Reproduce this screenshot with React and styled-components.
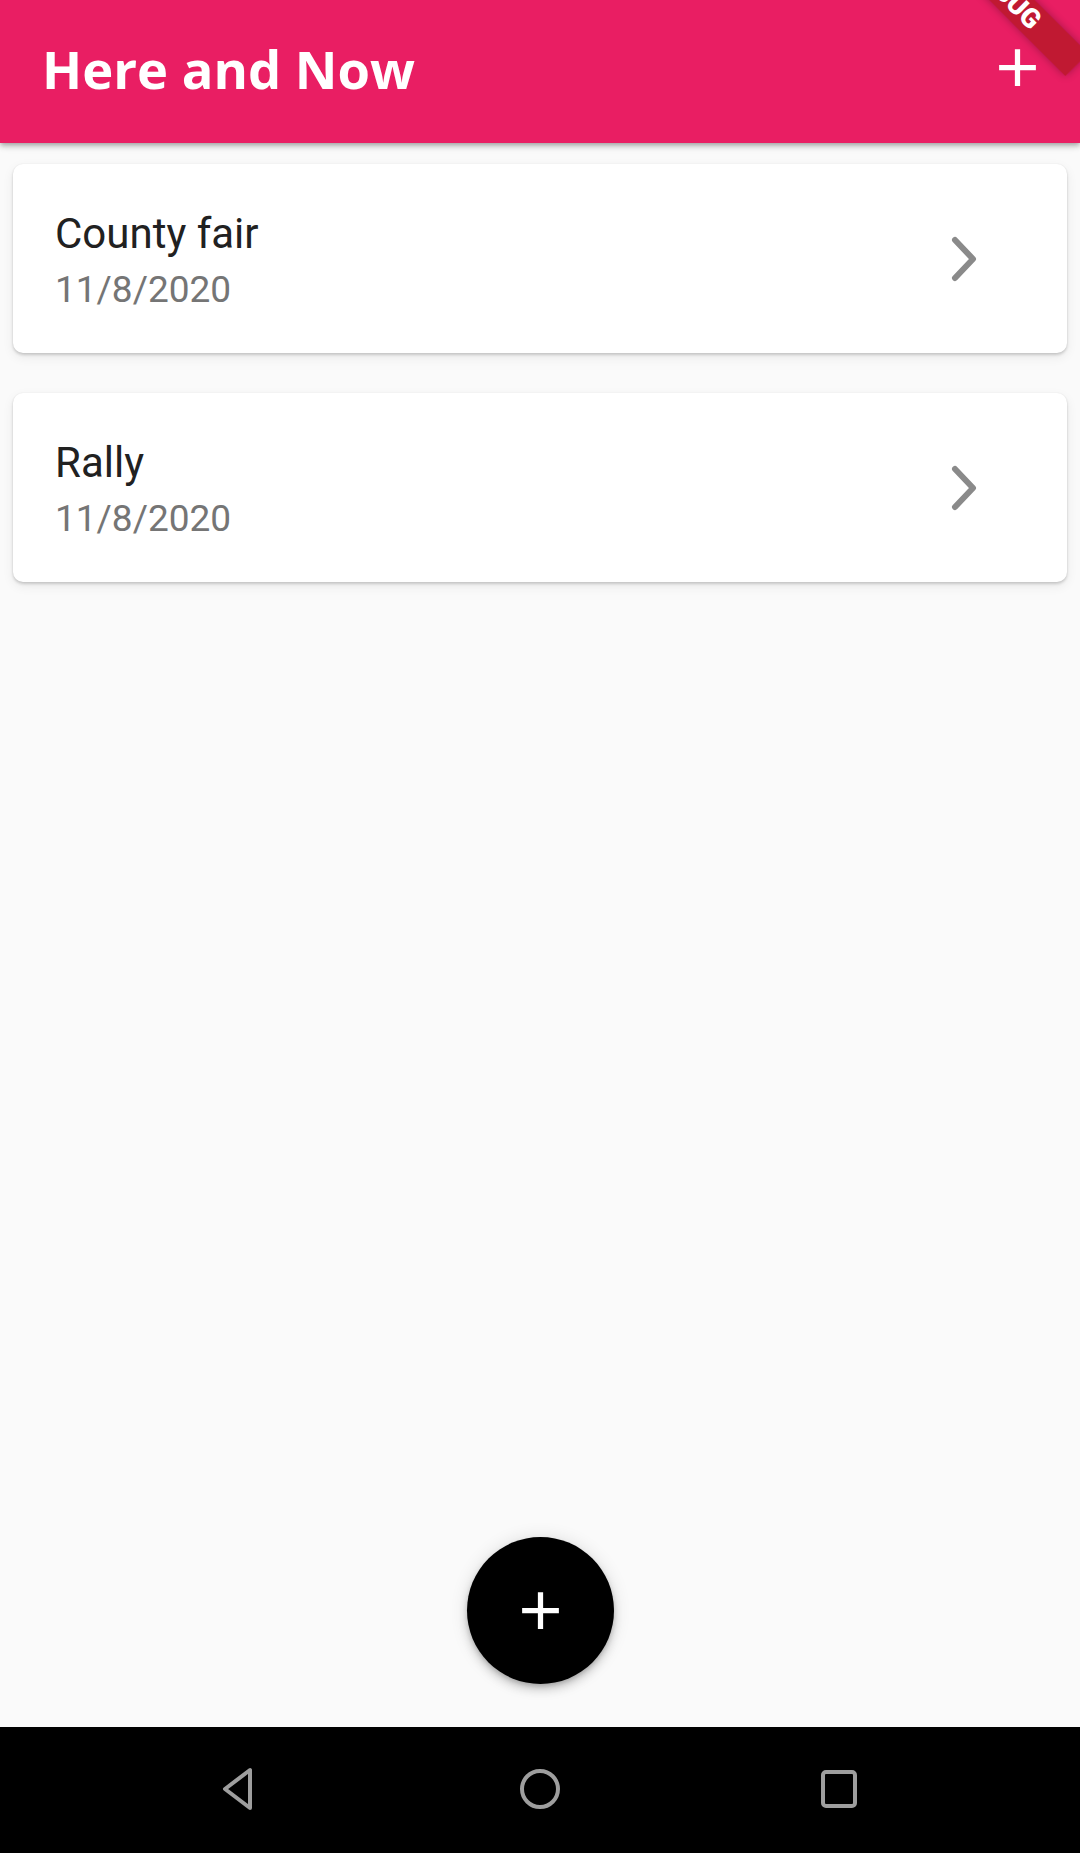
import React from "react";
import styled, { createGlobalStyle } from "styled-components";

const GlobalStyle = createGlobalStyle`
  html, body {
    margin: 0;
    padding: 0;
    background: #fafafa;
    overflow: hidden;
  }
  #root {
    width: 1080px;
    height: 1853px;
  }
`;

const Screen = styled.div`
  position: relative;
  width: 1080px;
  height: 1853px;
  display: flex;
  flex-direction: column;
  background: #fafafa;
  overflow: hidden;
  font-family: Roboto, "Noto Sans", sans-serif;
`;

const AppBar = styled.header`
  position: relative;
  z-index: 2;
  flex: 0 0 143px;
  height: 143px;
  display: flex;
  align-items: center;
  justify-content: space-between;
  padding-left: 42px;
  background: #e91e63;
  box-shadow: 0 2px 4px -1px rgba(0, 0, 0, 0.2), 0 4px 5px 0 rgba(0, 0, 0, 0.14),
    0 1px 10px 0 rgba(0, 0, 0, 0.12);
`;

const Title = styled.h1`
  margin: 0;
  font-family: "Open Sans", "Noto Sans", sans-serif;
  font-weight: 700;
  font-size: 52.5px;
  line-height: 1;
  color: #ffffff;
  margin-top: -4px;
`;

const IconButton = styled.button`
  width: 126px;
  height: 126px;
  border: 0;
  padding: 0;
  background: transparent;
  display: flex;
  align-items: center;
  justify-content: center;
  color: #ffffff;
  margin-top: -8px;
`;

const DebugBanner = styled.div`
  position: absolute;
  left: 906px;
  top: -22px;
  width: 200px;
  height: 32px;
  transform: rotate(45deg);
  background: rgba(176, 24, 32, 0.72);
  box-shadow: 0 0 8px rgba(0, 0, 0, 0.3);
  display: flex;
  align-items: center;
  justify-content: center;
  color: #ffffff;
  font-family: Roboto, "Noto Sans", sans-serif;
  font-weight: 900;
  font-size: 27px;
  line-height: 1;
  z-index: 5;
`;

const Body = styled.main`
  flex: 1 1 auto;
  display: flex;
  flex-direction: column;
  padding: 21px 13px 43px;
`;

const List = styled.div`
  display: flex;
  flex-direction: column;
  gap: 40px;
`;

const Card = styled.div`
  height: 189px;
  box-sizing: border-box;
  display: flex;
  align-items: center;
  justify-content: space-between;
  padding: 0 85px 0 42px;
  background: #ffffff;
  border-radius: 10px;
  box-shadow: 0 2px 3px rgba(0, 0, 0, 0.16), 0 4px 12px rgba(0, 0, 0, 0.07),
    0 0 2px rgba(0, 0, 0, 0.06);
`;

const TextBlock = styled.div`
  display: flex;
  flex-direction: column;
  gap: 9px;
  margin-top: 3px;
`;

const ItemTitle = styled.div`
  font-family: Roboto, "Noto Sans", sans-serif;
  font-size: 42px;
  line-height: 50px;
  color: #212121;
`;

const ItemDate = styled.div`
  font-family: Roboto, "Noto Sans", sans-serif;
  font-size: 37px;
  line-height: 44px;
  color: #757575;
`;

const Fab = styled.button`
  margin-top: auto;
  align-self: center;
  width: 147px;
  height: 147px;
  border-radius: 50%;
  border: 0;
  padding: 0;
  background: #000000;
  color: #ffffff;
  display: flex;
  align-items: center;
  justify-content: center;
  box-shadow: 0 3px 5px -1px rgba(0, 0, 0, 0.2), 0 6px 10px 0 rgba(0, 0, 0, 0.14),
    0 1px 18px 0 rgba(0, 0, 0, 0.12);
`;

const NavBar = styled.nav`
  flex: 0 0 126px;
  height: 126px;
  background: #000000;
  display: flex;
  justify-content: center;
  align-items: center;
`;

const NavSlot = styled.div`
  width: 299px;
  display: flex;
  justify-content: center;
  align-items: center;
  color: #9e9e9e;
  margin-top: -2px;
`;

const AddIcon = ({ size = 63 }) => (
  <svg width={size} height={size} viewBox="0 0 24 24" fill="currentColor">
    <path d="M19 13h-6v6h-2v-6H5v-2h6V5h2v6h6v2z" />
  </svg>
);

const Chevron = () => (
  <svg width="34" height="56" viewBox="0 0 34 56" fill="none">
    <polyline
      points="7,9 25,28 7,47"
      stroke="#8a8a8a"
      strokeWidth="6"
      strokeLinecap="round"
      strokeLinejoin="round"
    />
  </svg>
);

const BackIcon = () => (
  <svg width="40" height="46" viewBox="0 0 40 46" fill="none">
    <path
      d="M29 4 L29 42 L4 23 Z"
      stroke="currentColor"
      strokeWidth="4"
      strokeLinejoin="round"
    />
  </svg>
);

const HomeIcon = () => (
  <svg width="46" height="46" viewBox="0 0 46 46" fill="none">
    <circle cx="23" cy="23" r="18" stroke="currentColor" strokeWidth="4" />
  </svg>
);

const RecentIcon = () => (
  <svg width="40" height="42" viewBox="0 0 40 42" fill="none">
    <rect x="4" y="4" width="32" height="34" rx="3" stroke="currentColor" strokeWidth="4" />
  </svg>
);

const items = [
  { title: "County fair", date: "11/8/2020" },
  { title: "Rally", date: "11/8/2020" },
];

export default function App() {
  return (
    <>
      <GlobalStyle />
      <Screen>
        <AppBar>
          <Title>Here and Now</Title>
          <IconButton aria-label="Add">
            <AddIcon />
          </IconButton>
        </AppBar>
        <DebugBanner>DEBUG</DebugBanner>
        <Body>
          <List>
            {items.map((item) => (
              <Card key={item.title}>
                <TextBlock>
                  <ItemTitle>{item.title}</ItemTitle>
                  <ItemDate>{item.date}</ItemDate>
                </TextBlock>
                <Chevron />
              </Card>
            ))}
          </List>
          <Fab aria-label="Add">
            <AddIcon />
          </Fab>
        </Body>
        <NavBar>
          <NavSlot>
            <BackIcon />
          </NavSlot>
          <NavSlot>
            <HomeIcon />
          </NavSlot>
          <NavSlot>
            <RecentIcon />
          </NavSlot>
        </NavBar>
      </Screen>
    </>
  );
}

────

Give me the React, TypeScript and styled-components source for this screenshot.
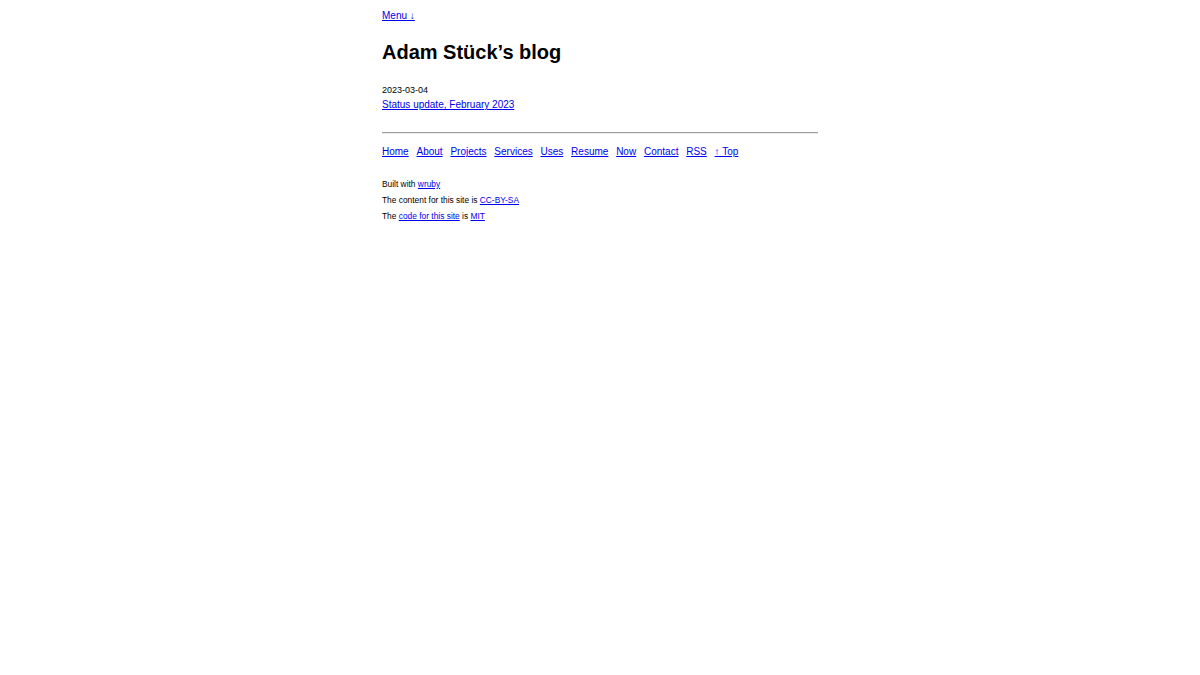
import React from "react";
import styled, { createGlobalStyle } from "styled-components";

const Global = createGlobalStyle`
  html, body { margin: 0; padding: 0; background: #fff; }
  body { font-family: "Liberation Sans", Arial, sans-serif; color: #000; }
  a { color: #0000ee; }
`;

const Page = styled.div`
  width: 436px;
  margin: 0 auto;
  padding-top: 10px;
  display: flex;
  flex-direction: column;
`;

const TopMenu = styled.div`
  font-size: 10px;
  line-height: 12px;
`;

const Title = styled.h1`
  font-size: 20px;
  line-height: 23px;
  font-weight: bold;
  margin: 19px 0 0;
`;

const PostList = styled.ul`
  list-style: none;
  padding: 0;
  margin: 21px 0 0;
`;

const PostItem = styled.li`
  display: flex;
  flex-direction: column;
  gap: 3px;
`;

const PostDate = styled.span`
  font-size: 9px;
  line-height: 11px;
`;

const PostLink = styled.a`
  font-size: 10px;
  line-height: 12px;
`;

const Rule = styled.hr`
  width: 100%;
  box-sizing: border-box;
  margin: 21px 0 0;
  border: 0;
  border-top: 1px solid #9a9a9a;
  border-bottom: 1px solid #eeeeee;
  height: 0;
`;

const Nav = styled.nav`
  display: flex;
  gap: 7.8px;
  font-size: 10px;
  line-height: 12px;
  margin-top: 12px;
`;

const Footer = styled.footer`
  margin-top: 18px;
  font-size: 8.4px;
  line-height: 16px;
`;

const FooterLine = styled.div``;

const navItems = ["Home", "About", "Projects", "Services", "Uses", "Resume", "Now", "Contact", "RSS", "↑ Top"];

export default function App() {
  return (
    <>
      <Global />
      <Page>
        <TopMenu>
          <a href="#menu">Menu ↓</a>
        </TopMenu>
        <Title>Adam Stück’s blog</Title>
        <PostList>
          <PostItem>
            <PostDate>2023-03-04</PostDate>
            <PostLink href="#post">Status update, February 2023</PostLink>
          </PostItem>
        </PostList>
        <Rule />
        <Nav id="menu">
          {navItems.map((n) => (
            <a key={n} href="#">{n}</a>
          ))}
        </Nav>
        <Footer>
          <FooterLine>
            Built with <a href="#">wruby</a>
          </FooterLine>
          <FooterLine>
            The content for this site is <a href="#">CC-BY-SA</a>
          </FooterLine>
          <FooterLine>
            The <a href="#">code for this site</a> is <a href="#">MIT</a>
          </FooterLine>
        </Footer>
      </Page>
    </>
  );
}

────

TASK OBJECTIVE:
Read the entries and select each line where the word "React" is found.

EXERCISE OUTPUT:
Reproduce this screenshot with React and styled-components.
import React from "react";
Give me the React, TypeScript and styled-components source for this screenshot.
import React from "react";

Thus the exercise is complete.